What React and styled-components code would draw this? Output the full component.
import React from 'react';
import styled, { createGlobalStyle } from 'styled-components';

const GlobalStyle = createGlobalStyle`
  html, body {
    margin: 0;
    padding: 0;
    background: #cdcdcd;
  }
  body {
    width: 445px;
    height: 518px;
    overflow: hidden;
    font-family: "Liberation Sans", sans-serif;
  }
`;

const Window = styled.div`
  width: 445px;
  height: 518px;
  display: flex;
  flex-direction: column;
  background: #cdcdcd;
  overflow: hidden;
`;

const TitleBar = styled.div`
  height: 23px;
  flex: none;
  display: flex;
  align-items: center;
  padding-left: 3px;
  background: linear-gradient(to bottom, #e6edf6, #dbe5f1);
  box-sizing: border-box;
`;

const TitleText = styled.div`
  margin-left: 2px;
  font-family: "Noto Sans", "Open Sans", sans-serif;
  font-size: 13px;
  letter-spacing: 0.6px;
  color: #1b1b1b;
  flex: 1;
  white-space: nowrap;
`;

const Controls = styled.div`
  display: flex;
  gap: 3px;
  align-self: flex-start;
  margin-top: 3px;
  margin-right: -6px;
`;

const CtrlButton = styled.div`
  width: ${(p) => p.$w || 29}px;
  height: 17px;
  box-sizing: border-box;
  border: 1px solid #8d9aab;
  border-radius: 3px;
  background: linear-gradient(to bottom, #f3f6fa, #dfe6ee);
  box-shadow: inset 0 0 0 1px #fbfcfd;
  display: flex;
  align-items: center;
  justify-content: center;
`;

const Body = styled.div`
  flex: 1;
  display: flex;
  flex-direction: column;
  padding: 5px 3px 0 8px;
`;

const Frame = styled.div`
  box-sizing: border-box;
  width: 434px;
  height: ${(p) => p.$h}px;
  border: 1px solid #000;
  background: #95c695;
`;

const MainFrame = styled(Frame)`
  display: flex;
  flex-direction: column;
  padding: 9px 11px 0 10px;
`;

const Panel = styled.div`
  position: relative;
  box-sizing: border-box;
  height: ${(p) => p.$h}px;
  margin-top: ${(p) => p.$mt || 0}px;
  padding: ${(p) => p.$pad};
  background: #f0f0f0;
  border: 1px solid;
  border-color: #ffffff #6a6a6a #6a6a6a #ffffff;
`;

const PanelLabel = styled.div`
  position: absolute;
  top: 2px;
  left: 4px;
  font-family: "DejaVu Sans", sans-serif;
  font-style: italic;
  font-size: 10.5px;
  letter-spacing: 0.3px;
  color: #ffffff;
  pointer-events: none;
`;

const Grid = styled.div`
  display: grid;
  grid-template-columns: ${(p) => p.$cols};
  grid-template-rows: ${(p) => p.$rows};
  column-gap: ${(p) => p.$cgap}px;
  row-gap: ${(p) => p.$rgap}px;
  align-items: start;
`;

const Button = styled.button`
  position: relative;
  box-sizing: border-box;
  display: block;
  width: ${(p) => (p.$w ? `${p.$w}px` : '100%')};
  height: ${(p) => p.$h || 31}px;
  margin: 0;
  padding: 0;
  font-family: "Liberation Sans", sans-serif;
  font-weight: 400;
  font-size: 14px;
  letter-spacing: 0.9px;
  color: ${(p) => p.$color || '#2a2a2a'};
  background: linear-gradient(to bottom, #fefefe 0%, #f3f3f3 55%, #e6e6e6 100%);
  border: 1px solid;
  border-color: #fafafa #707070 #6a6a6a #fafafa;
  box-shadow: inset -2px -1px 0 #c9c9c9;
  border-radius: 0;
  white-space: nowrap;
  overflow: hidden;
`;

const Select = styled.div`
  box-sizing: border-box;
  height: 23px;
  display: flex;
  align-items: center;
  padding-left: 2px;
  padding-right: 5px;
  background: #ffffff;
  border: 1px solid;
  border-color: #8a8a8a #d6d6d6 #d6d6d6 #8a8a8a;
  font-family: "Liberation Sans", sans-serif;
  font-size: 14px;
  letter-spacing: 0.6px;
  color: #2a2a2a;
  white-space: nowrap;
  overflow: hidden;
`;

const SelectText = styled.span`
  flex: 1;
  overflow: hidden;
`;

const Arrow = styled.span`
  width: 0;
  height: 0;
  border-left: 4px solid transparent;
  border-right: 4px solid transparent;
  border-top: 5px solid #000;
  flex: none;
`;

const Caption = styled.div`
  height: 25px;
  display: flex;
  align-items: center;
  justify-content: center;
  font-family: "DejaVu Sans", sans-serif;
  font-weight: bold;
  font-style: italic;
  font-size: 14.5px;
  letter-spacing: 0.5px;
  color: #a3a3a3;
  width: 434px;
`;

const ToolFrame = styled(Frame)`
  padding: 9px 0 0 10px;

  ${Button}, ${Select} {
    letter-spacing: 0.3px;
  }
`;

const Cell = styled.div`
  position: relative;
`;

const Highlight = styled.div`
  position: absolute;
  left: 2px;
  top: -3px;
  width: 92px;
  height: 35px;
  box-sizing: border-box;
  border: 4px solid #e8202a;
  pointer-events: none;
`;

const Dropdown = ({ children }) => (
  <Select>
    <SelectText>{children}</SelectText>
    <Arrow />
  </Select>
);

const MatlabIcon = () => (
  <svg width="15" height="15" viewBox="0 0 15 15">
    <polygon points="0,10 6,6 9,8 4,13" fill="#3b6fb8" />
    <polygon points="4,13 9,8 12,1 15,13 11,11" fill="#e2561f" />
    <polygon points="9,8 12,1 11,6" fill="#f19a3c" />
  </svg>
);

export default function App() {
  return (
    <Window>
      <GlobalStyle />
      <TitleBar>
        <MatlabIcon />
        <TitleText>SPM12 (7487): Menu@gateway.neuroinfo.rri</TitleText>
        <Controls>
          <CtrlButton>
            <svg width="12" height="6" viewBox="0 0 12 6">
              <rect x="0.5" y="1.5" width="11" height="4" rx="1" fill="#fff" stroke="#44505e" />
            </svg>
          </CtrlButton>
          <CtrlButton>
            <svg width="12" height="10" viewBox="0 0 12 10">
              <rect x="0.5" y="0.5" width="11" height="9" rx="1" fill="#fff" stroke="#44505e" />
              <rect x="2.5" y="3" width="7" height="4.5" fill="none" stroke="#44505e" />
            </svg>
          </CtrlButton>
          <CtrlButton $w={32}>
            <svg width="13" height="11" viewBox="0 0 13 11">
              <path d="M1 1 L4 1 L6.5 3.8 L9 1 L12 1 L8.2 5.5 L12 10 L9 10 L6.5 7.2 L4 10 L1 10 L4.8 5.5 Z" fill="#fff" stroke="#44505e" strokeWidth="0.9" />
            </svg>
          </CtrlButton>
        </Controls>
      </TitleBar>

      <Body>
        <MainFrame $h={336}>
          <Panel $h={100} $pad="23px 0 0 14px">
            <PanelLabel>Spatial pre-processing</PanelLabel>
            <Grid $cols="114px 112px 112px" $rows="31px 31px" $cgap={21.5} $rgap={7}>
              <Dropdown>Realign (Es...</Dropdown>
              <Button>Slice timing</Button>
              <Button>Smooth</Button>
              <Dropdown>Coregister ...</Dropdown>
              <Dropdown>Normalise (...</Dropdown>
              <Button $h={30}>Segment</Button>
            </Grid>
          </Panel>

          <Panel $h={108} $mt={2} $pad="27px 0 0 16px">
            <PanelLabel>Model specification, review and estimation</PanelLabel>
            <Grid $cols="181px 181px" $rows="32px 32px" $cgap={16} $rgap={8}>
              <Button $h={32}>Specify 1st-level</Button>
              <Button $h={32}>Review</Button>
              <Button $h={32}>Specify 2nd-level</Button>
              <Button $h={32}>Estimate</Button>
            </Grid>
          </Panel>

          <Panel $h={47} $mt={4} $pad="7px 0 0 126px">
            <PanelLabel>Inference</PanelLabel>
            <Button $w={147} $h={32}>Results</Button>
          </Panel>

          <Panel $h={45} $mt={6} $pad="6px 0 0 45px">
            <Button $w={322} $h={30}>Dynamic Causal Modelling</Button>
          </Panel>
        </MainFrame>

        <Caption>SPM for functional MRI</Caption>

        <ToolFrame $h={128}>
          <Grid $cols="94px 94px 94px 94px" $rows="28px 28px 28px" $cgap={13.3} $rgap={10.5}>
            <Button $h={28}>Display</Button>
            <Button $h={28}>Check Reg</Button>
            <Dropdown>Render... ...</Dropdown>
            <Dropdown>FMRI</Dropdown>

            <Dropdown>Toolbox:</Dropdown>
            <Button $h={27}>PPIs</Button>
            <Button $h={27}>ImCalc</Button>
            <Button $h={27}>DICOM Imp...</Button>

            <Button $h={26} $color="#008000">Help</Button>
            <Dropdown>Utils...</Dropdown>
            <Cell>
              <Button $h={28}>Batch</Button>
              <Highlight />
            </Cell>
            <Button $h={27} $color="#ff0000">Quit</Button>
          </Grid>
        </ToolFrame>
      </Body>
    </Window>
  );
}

▶ _Goal of the exercise_: Using the listing above, show each line holding the string "components".

▶ _Task output_:
What React and styled-components code would draw this? Output the full component.
import styled, { createGlobalStyle } from 'styled-components';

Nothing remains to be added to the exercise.